# [STATED PROBLEM]
Restate each line word for word. Leave out every picture.
## begin
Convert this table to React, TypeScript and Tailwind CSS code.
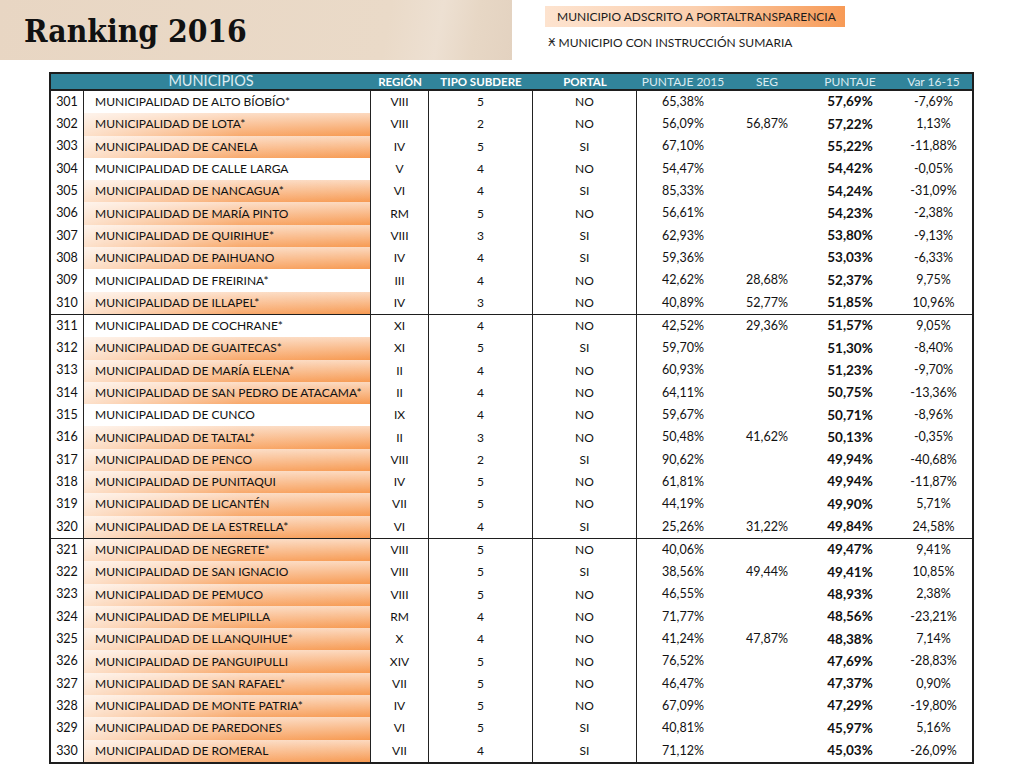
type Row = {
  n: number;
  name: string;
  region: string;
  tipo: string;
  portal: string;
  p2015: string;
  seg: string;
  puntaje: string;
  variacion: string;
  orange: boolean;
};

const raw: [number, string, string, string, string, string, string, string, string, boolean][] = [
  [301, "ALTO BÍOBÍO*", "VIII", "5", "NO", "65,38%", "", "57,69%", "-7,69%", false],
  [302, "LOTA*", "VIII", "2", "NO", "56,09%", "56,87%", "57,22%", "1,13%", true],
  [303, "CANELA", "IV", "5", "SI", "67,10%", "", "55,22%", "-11,88%", true],
  [304, "CALLE LARGA", "V", "4", "NO", "54,47%", "", "54,42%", "-0,05%", false],
  [305, "NANCAGUA*", "VI", "4", "SI", "85,33%", "", "54,24%", "-31,09%", true],
  [306, "MARÍA PINTO", "RM", "5", "NO", "56,61%", "", "54,23%", "-2,38%", true],
  [307, "QUIRIHUE*", "VIII", "3", "SI", "62,93%", "", "53,80%", "-9,13%", true],
  [308, "PAIHUANO", "IV", "4", "SI", "59,36%", "", "53,03%", "-6,33%", true],
  [309, "FREIRINA*", "III", "4", "NO", "42,62%", "28,68%", "52,37%", "9,75%", false],
  [310, "ILLAPEL*", "IV", "3", "NO", "40,89%", "52,77%", "51,85%", "10,96%", true],
  [311, "COCHRANE*", "XI", "4", "NO", "42,52%", "29,36%", "51,57%", "9,05%", false],
  [312, "GUAITECAS*", "XI", "5", "SI", "59,70%", "", "51,30%", "-8,40%", true],
  [313, "MARÍA ELENA*", "II", "4", "NO", "60,93%", "", "51,23%", "-9,70%", true],
  [314, "SAN PEDRO DE ATACAMA*", "II", "4", "NO", "64,11%", "", "50,75%", "-13,36%", true],
  [315, "CUNCO", "IX", "4", "NO", "59,67%", "", "50,71%", "-8,96%", false],
  [316, "TALTAL*", "II", "3", "NO", "50,48%", "41,62%", "50,13%", "-0,35%", true],
  [317, "PENCO", "VIII", "2", "SI", "90,62%", "", "49,94%", "-40,68%", true],
  [318, "PUNITAQUI", "IV", "5", "NO", "61,81%", "", "49,94%", "-11,87%", true],
  [319, "LICANTÉN", "VII", "5", "NO", "44,19%", "", "49,90%", "5,71%", true],
  [320, "LA ESTRELLA*", "VI", "4", "SI", "25,26%", "31,22%", "49,84%", "24,58%", true],
  [321, "NEGRETE*", "VIII", "5", "NO", "40,06%", "", "49,47%", "9,41%", true],
  [322, "SAN IGNACIO", "VIII", "5", "SI", "38,56%", "49,44%", "49,41%", "10,85%", true],
  [323, "PEMUCO", "VIII", "5", "NO", "46,55%", "", "48,93%", "2,38%", true],
  [324, "MELIPILLA", "RM", "4", "NO", "71,77%", "", "48,56%", "-23,21%", true],
  [325, "LLANQUIHUE*", "X", "4", "NO", "41,24%", "47,87%", "48,38%", "7,14%", true],
  [326, "PANGUIPULLI", "XIV", "5", "NO", "76,52%", "", "47,69%", "-28,83%", true],
  [327, "SAN RAFAEL*", "VII", "5", "NO", "46,47%", "", "47,37%", "0,90%", true],
  [328, "MONTE PATRIA*", "IV", "5", "NO", "67,09%", "", "47,29%", "-19,80%", true],
  [329, "PAREDONES", "VI", "5", "SI", "40,81%", "", "45,97%", "5,16%", true],
  [330, "ROMERAL", "VII", "4", "SI", "71,12%", "", "45,03%", "-26,09%", true],
];

const rows: Row[] = raw.map(([n, name, region, tipo, portal, p2015, seg, puntaje, variacion, orange]) => ({
  n,
  name: `MUNICIPALIDAD DE ${name}`,
  region,
  tipo,
  portal,
  p2015,
  seg,
  puntaje,
  variacion,
  orange,
}));

const groups = [rows.slice(0, 10), rows.slice(10, 20), rows.slice(20, 30)];

const cols = "grid grid-cols-[33px_287px_58px_104px_104px_92px_76px_90px_77px]";

// celdas naranjas: degradado vertical + aclarado hacia la izquierda
const orangeBg =
  "bg-[linear-gradient(to_right,rgba(255,255,255,0.7),rgba(255,255,255,0.15)_55%,rgba(255,255,255,0)),linear-gradient(to_bottom,#fcd9bf,#f79a52)]";

function TableRow({ row }: { row: Row }) {
  return (
    <div className={`${cols} h-[22.3px] items-stretch leading-none text-[12px] text-[#111]`}>
      <div className="flex items-center justify-center border-r border-[#222] text-[12.5px]">{row.n}</div>
      <div className={`flex items-center border-r border-[#222] pl-[11px] ${row.orange ? orangeBg : ""}`}>
        {row.name}
      </div>
      <div className="flex items-center justify-center border-r border-[#222]">{row.region}</div>
      <div className="flex items-center justify-center border-r border-[#222]">{row.tipo}</div>
      <div className="flex items-center justify-center border-r border-[#222]">{row.portal}</div>
      <div className="flex items-center justify-center text-[12.5px]">{row.p2015}</div>
      <div className="flex items-center justify-center text-[12.5px]">{row.seg}</div>
      <div className="flex items-center justify-center text-[13.5px] font-bold">{row.puntaje}</div>
      <div className="flex items-center justify-center text-[12.5px]">{row.variacion}</div>
    </div>
  );
}

export default function App() {
  return (
    <div className="h-[768px] w-[1024px] overflow-hidden bg-white font-['Lato',sans-serif]">
      <div className="flex">
        <div className="flex h-[60px] w-[512px] items-center bg-[linear-gradient(100deg,#e8d6c3_0%,#eadac8_75%,#ede0d2_85%,#e7d7c5_92%,#e3d2c0_100%)] pl-[24px]">
          <h1 className="mt-[2px] font-['DejaVu_Serif',serif] text-[31.5px] font-black leading-none text-[#111] font-stretch-condensed">
            Ranking 2016
          </h1>
        </div>
        <div className="ml-[33px] pt-[6px] text-[12px] text-[#1b1b1b]">
          <div className="flex h-[21px] w-[300px] items-center bg-[linear-gradient(to_right,#fde3cf,#fbcfae_50%,#f79a56)] pl-[12px]">
            MUNICIPIO ADSCRITO A PORTALTRANSPARENCIA
          </div>
          <div className="mt-[7px] flex items-center pl-[3px]">
            <span className="mr-[3px] font-['DejaVu_Sans',sans-serif] text-[11px]">Ӿ</span>
            MUNICIPIO CON INSTRUCCIÓN SUMARIA
          </div>
        </div>
      </div>

      <div className="ml-[49px] mt-[12px] w-[925px] border-2 border-[#1e1e1e]">
        <div className={`${cols} h-[17px] items-center border-b-2 border-[#1e1e1e] bg-[#31849b] leading-none`}>
          <div className="col-span-2 text-center text-[14.5px] text-[#dcecf2]">MUNICIPIOS</div>
          <div className="text-center text-[11.5px] font-bold text-white">REGIÓN</div>
          <div className="text-center text-[11.5px] font-bold text-white">TIPO SUBDERE</div>
          <div className="text-center text-[11.5px] font-bold text-white">PORTAL</div>
          <div className="text-center text-[12px] text-[#dcecf2]">PUNTAJE 2015</div>
          <div className="text-center text-[12px] text-[#dcecf2]">SEG</div>
          <div className="text-center text-[12px] text-[#dcecf2]">PUNTAJE</div>
          <div className="text-center text-[12px] text-[#dcecf2]">Var 16-15</div>
        </div>
        {groups.map((g, i) => (
          <div key={i} className={i > 0 ? "border-t-[1.5px] border-[#1e1e1e]" : ""}>
            {g.map((r) => (
              <TableRow key={r.n} row={r} />
            ))}
          </div>
        ))}
      </div>
    </div>
  );
}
## end
# [ANSWER TO THE TASK]
Convert this table to React, TypeScript and Tailwind CSS code.
type Row = {
  n: number;
  name: string;
  region: string;
  tipo: string;
  portal: string;
  p2015: string;
  seg: string;
  puntaje: string;
  variacion: string;
  orange: boolean;
};

const raw: [number, string, string, string, string, string, string, string, string, boolean][] = [
  [301, "ALTO BÍOBÍO*", "VIII", "5", "NO", "65,38%", "", "57,69%", "-7,69%", false],
  [302, "LOTA*", "VIII", "2", "NO", "56,09%", "56,87%", "57,22%", "1,13%", true],
  [303, "CANELA", "IV", "5", "SI", "67,10%", "", "55,22%", "-11,88%", true],
  [304, "CALLE LARGA", "V", "4", "NO", "54,47%", "", "54,42%", "-0,05%", false],
  [305, "NANCAGUA*", "VI", "4", "SI", "85,33%", "", "54,24%", "-31,09%", true],
  [306, "MARÍA PINTO", "RM", "5", "NO", "56,61%", "", "54,23%", "-2,38%", true],
  [307, "QUIRIHUE*", "VIII", "3", "SI", "62,93%", "", "53,80%", "-9,13%", true],
  [308, "PAIHUANO", "IV", "4", "SI", "59,36%", "", "53,03%", "-6,33%", true],
  [309, "FREIRINA*", "III", "4", "NO", "42,62%", "28,68%", "52,37%", "9,75%", false],
  [310, "ILLAPEL*", "IV", "3", "NO", "40,89%", "52,77%", "51,85%", "10,96%", true],
  [311, "COCHRANE*", "XI", "4", "NO", "42,52%", "29,36%", "51,57%", "9,05%", false],
  [312, "GUAITECAS*", "XI", "5", "SI", "59,70%", "", "51,30%", "-8,40%", true],
  [313, "MARÍA ELENA*", "II", "4", "NO", "60,93%", "", "51,23%", "-9,70%", true],
  [314, "SAN PEDRO DE ATACAMA*", "II", "4", "NO", "64,11%", "", "50,75%", "-13,36%", true],
  [315, "CUNCO", "IX", "4", "NO", "59,67%", "", "50,71%", "-8,96%", false],
  [316, "TALTAL*", "II", "3", "NO", "50,48%", "41,62%", "50,13%", "-0,35%", true],
  [317, "PENCO", "VIII", "2", "SI", "90,62%", "", "49,94%", "-40,68%", true],
  [318, "PUNITAQUI", "IV", "5", "NO", "61,81%", "", "49,94%", "-11,87%", true],
  [319, "LICANTÉN", "VII", "5", "NO", "44,19%", "", "49,90%", "5,71%", true],
  [320, "LA ESTRELLA*", "VI", "4", "SI", "25,26%", "31,22%", "49,84%", "24,58%", true],
  [321, "NEGRETE*", "VIII", "5", "NO", "40,06%", "", "49,47%", "9,41%", true],
  [322, "SAN IGNACIO", "VIII", "5", "SI", "38,56%", "49,44%", "49,41%", "10,85%", true],
  [323, "PEMUCO", "VIII", "5", "NO", "46,55%", "", "48,93%", "2,38%", true],
  [324, "MELIPILLA", "RM", "4", "NO", "71,77%", "", "48,56%", "-23,21%", true],
  [325, "LLANQUIHUE*", "X", "4", "NO", "41,24%", "47,87%", "48,38%", "7,14%", true],
  [326, "PANGUIPULLI", "XIV", "5", "NO", "76,52%", "", "47,69%", "-28,83%", true],
  [327, "SAN RAFAEL*", "VII", "5", "NO", "46,47%", "", "47,37%", "0,90%", true],
  [328, "MONTE PATRIA*", "IV", "5", "NO", "67,09%", "", "47,29%", "-19,80%", true],
  [329, "PAREDONES", "VI", "5", "SI", "40,81%", "", "45,97%", "5,16%", true],
  [330, "ROMERAL", "VII", "4", "SI", "71,12%", "", "45,03%", "-26,09%", true],
];

const rows: Row[] = raw.map(([n, name, region, tipo, portal, p2015, seg, puntaje, variacion, orange]) => ({
  n,
  name: `MUNICIPALIDAD DE ${name}`,
  region,
  tipo,
  portal,
  p2015,
  seg,
  puntaje,
  variacion,
  orange,
}));

const groups = [rows.slice(0, 10), rows.slice(10, 20), rows.slice(20, 30)];

const cols = "grid grid-cols-[33px_287px_58px_104px_104px_92px_76px_90px_77px]";

// celdas naranjas: degradado vertical + aclarado hacia la izquierda
const orangeBg =
  "bg-[linear-gradient(to_right,rgba(255,255,255,0.7),rgba(255,255,255,0.15)_55%,rgba(255,255,255,0)),linear-gradient(to_bottom,#fcd9bf,#f79a52)]";

function TableRow({ row }: { row: Row }) {
  return (
    <div className={`${cols} h-[22.3px] items-stretch leading-none text-[12px] text-[#111]`}>
      <div className="flex items-center justify-center border-r border-[#222] text-[12.5px]">{row.n}</div>
      <div className={`flex items-center border-r border-[#222] pl-[11px] ${row.orange ? orangeBg : ""}`}>
        {row.name}
      </div>
      <div className="flex items-center justify-center border-r border-[#222]">{row.region}</div>
      <div className="flex items-center justify-center border-r border-[#222]">{row.tipo}</div>
      <div className="flex items-center justify-center border-r border-[#222]">{row.portal}</div>
      <div className="flex items-center justify-center text-[12.5px]">{row.p2015}</div>
      <div className="flex items-center justify-center text-[12.5px]">{row.seg}</div>
      <div className="flex items-center justify-center text-[13.5px] font-bold">{row.puntaje}</div>
      <div className="flex items-center justify-center text-[12.5px]">{row.variacion}</div>
    </div>
  );
}

export default function App() {
  return (
    <div className="h-[768px] w-[1024px] overflow-hidden bg-white font-['Lato',sans-serif]">
      <div className="flex">
        <div className="flex h-[60px] w-[512px] items-center bg-[linear-gradient(100deg,#e8d6c3_0%,#eadac8_75%,#ede0d2_85%,#e7d7c5_92%,#e3d2c0_100%)] pl-[24px]">
          <h1 className="mt-[2px] font-['DejaVu_Serif',serif] text-[31.5px] font-black leading-none text-[#111] font-stretch-condensed">
            Ranking 2016
          </h1>
        </div>
        <div className="ml-[33px] pt-[6px] text-[12px] text-[#1b1b1b]">
          <div className="flex h-[21px] w-[300px] items-center bg-[linear-gradient(to_right,#fde3cf,#fbcfae_50%,#f79a56)] pl-[12px]">
            MUNICIPIO ADSCRITO A PORTALTRANSPARENCIA
          </div>
          <div className="mt-[7px] flex items-center pl-[3px]">
            <span className="mr-[3px] font-['DejaVu_Sans',sans-serif] text-[11px]">Ӿ</span>
            MUNICIPIO CON INSTRUCCIÓN SUMARIA
          </div>
        </div>
      </div>

      <div className="ml-[49px] mt-[12px] w-[925px] border-2 border-[#1e1e1e]">
        <div className={`${cols} h-[17px] items-center border-b-2 border-[#1e1e1e] bg-[#31849b] leading-none`}>
          <div className="col-span-2 text-center text-[14.5px] text-[#dcecf2]">MUNICIPIOS</div>
          <div className="text-center text-[11.5px] font-bold text-white">REGIÓN</div>
          <div className="text-center text-[11.5px] font-bold text-white">TIPO SUBDERE</div>
          <div className="text-center text-[11.5px] font-bold text-white">PORTAL</div>
          <div className="text-center text-[12px] text-[#dcecf2]">PUNTAJE 2015</div>
          <div className="text-center text-[12px] text-[#dcecf2]">SEG</div>
          <div className="text-center text-[12px] text-[#dcecf2]">PUNTAJE</div>
          <div className="text-center text-[12px] text-[#dcecf2]">Var 16-15</div>
        </div>
        {groups.map((g, i) => (
          <div key={i} className={i > 0 ? "border-t-[1.5px] border-[#1e1e1e]" : ""}>
            {g.map((r) => (
              <TableRow key={r.n} row={r} />
            ))}
          </div>
        ))}
      </div>
    </div>
  );
}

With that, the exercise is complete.